During my early years at Hippo, I helped to develop the CMS product (Hippo CMS 6), as well as implementing a number of websites for customers using CMS 6 / Apache Cocoon. I estimate that I spent half the time on CMS development, and the other half on developing websites. For the CMS I designed and developed the search interface. This interface can be configured by XML and is pluggable with custom search criteria. Furthermore, I was known as the “editor” expert of Hippo CMS 6, due to the fact that I was one of the main developers of the XML document editor in Hippo CMS. The CMS part involved XML/XSD/XSL/HTML/JavaScript work.

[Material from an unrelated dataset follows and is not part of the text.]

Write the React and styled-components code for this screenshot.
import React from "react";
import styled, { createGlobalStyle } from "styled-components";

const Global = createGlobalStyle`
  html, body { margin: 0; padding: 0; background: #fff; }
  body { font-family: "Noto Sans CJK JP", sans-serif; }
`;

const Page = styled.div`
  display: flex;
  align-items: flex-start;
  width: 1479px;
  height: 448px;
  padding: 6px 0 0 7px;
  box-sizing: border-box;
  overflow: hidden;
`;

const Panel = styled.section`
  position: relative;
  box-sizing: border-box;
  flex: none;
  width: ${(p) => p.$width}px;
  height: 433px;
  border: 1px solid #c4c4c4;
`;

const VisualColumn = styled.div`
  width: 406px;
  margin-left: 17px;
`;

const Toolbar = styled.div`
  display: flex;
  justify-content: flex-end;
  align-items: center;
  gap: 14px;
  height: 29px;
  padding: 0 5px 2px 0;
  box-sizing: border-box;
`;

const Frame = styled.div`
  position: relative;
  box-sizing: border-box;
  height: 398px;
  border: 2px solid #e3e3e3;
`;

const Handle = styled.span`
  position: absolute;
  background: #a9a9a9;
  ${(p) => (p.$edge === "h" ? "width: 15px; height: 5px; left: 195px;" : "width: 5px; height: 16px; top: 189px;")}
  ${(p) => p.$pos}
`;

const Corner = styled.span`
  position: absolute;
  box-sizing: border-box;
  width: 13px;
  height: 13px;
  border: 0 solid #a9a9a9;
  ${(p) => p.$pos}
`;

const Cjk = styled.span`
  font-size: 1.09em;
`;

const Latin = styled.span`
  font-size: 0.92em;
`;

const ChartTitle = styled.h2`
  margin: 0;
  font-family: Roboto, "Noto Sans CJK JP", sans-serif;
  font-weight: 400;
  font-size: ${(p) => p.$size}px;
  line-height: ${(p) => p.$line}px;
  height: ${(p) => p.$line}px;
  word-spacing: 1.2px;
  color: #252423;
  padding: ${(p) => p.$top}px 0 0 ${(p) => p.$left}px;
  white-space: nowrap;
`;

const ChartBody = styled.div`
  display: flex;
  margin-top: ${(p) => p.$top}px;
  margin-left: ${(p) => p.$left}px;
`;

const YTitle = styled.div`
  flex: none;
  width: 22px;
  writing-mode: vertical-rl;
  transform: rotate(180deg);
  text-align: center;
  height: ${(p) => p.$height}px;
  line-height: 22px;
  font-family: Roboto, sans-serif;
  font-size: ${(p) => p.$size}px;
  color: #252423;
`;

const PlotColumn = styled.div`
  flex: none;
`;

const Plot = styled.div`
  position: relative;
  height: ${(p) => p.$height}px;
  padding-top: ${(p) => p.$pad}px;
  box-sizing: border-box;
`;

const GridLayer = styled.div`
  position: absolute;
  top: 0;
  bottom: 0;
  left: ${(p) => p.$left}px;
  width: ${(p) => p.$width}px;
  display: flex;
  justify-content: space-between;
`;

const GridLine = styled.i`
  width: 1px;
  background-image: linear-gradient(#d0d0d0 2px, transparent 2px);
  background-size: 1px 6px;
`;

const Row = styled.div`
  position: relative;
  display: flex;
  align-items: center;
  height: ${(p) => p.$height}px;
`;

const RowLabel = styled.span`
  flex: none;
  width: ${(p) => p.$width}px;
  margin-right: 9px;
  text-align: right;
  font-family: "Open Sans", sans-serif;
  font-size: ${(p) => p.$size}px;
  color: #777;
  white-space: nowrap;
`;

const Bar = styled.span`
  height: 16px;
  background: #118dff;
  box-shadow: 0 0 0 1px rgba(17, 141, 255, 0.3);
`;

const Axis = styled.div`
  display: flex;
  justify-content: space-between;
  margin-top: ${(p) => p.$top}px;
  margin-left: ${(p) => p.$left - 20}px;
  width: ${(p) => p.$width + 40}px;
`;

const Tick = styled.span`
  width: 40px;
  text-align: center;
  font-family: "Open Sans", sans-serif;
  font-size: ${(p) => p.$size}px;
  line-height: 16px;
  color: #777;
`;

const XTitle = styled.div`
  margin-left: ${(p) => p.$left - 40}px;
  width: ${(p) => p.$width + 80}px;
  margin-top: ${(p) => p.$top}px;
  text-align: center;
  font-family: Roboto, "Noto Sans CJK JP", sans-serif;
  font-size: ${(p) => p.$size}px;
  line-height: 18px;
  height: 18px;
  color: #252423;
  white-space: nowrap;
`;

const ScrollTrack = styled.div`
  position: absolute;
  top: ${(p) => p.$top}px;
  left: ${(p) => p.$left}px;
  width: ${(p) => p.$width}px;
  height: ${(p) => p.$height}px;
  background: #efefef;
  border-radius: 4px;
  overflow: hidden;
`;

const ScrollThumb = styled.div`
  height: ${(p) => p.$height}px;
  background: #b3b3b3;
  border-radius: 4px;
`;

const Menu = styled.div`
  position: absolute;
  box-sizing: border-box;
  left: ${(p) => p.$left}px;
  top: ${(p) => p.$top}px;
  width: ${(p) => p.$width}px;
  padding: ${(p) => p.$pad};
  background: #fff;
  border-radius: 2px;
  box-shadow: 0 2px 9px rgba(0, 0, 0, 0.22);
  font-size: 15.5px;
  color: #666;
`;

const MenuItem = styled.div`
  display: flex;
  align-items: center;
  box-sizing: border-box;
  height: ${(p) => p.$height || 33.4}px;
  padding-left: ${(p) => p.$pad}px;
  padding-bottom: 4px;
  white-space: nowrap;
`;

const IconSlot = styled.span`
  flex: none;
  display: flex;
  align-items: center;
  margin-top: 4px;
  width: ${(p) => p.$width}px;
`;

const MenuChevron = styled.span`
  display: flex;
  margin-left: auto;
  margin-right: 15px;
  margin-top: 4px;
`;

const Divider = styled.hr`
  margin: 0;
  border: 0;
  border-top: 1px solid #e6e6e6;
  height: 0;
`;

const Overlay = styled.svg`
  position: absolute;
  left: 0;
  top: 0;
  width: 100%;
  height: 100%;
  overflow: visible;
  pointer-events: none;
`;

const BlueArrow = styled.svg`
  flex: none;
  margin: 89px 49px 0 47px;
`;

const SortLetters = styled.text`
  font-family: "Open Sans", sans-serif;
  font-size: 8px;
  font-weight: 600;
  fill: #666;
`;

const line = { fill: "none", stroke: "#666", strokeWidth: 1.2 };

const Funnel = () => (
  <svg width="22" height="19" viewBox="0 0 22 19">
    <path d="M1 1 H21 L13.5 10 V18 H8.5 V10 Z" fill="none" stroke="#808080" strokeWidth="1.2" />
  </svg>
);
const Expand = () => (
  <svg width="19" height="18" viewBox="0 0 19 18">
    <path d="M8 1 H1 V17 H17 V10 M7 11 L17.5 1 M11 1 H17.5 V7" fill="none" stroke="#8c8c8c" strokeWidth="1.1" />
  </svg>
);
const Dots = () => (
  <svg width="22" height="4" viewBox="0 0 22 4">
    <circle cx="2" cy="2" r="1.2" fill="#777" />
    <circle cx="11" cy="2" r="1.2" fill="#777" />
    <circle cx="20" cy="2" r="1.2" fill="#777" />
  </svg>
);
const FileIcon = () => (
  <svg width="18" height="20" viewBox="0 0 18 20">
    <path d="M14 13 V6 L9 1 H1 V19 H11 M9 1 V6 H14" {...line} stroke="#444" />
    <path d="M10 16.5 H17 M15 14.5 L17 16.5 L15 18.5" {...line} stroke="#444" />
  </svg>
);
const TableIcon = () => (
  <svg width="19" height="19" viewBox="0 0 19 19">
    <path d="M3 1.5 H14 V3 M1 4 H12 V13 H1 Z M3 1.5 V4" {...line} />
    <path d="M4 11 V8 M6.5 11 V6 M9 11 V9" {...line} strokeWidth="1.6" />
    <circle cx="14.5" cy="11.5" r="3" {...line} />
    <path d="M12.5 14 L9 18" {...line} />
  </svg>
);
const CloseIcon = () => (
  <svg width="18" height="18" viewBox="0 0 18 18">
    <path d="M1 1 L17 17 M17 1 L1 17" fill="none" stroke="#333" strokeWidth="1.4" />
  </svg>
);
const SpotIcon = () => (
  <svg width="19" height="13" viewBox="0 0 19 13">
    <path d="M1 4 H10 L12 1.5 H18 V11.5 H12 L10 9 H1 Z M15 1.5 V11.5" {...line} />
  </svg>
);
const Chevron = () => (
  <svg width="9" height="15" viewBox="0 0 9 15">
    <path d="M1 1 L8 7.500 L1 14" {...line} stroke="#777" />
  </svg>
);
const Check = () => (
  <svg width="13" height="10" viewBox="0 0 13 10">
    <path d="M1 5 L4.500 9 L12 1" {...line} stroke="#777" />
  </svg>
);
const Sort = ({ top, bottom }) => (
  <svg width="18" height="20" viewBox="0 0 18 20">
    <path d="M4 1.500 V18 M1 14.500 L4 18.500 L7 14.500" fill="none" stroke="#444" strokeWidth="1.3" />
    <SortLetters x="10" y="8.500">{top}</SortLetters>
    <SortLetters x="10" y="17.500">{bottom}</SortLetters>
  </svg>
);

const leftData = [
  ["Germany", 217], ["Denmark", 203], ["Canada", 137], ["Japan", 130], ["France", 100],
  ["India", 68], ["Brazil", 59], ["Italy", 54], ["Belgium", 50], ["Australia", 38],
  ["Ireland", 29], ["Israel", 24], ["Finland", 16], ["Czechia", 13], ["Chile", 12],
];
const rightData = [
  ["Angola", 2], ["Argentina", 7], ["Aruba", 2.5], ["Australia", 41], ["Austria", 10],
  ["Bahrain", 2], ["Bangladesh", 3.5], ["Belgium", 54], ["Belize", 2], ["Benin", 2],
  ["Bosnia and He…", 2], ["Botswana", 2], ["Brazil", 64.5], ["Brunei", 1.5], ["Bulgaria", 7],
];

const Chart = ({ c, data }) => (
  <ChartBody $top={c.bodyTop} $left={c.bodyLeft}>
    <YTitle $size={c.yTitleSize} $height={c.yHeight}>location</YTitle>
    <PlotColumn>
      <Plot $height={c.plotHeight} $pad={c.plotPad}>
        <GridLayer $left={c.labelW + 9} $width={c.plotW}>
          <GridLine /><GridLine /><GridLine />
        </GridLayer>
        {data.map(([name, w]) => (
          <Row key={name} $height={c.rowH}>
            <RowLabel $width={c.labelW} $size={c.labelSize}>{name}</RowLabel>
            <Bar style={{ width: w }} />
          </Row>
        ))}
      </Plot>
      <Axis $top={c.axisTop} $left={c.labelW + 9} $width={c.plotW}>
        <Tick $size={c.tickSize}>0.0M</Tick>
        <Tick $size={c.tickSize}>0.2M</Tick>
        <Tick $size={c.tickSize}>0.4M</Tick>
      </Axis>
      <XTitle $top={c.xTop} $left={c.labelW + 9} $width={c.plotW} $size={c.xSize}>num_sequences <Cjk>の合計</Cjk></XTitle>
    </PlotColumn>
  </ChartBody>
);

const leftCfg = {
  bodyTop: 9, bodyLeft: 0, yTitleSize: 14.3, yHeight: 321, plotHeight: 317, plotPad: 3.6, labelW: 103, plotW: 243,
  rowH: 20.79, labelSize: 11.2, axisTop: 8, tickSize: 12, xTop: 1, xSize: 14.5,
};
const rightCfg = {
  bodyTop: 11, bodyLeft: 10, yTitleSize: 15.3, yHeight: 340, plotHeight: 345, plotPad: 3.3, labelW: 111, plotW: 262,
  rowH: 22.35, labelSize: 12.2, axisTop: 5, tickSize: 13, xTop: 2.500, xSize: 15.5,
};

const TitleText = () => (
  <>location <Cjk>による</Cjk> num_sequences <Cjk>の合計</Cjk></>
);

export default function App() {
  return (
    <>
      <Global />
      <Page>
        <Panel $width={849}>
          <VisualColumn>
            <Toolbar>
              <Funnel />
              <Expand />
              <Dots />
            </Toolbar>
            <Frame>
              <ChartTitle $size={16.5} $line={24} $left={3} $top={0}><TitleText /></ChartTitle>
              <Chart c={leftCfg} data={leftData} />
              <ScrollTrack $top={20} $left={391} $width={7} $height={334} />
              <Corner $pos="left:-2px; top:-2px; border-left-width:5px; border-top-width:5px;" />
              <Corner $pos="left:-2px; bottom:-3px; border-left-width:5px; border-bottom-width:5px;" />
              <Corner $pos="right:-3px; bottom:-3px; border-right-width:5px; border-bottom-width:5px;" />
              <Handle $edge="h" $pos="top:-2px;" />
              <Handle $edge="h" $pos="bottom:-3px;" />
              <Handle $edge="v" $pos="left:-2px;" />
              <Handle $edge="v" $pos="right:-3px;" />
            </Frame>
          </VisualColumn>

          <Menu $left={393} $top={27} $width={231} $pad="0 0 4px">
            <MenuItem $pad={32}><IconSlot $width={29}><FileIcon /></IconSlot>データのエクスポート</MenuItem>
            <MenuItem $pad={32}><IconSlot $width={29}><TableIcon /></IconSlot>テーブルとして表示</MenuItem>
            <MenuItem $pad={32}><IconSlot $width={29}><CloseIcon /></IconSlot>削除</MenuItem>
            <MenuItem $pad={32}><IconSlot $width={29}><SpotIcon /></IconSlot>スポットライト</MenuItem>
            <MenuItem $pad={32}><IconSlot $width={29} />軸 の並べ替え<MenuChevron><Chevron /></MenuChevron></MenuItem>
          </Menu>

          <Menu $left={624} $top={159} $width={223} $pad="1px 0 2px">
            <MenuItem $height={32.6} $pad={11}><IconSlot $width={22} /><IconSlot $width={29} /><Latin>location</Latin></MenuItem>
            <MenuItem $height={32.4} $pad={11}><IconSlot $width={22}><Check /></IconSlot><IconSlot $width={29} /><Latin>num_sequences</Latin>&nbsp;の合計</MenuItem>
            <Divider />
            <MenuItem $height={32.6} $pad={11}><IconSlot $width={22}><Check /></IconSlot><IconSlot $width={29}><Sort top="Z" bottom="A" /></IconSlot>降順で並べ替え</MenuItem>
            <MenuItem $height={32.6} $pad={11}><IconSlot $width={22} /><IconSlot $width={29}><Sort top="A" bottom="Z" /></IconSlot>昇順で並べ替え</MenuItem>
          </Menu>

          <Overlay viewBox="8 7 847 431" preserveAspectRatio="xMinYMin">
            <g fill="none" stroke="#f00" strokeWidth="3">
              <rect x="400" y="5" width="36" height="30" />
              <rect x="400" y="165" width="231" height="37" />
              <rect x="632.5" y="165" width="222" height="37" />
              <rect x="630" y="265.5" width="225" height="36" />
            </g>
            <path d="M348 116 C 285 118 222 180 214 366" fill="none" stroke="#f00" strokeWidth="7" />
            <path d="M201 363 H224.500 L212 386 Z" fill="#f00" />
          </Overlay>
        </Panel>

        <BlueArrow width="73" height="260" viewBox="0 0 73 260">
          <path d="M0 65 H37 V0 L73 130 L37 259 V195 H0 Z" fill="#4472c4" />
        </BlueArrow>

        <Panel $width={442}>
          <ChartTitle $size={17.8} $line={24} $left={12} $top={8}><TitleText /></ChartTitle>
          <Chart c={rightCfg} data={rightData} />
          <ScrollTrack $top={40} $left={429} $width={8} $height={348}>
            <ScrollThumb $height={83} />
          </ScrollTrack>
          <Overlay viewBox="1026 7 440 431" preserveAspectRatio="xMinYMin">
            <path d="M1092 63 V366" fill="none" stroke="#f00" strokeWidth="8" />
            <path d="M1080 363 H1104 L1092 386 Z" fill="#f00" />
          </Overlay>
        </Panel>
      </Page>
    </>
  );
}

I also have implemented several websites, sometimes within a team, sometimes independently. The websites were based on a custom distribution of Apache Cocoon, called Hippo Cocoon. The “extra sugar” on top of Apache Cocoon is, as you might guess, the ability to implement content-driven websites, where the content comes from Hippo CMS 6. The biggest customers were: ABN AMRO Asset Management, TUI, VNU UK and the Departments of Finance and Foreign Affairs. Developing the websites involved XML/XSD/HTML/Javascript/CSS work, but once in a while Java components needed to be written to handle non-standard behaviour. The main criteria for a good website were transparency of the code and performance. For performance optimization we used a lot of different tools to tackle bottlenecks.
Delphi developer for own company, mainly working on a Pipeline Engineering program and related tools.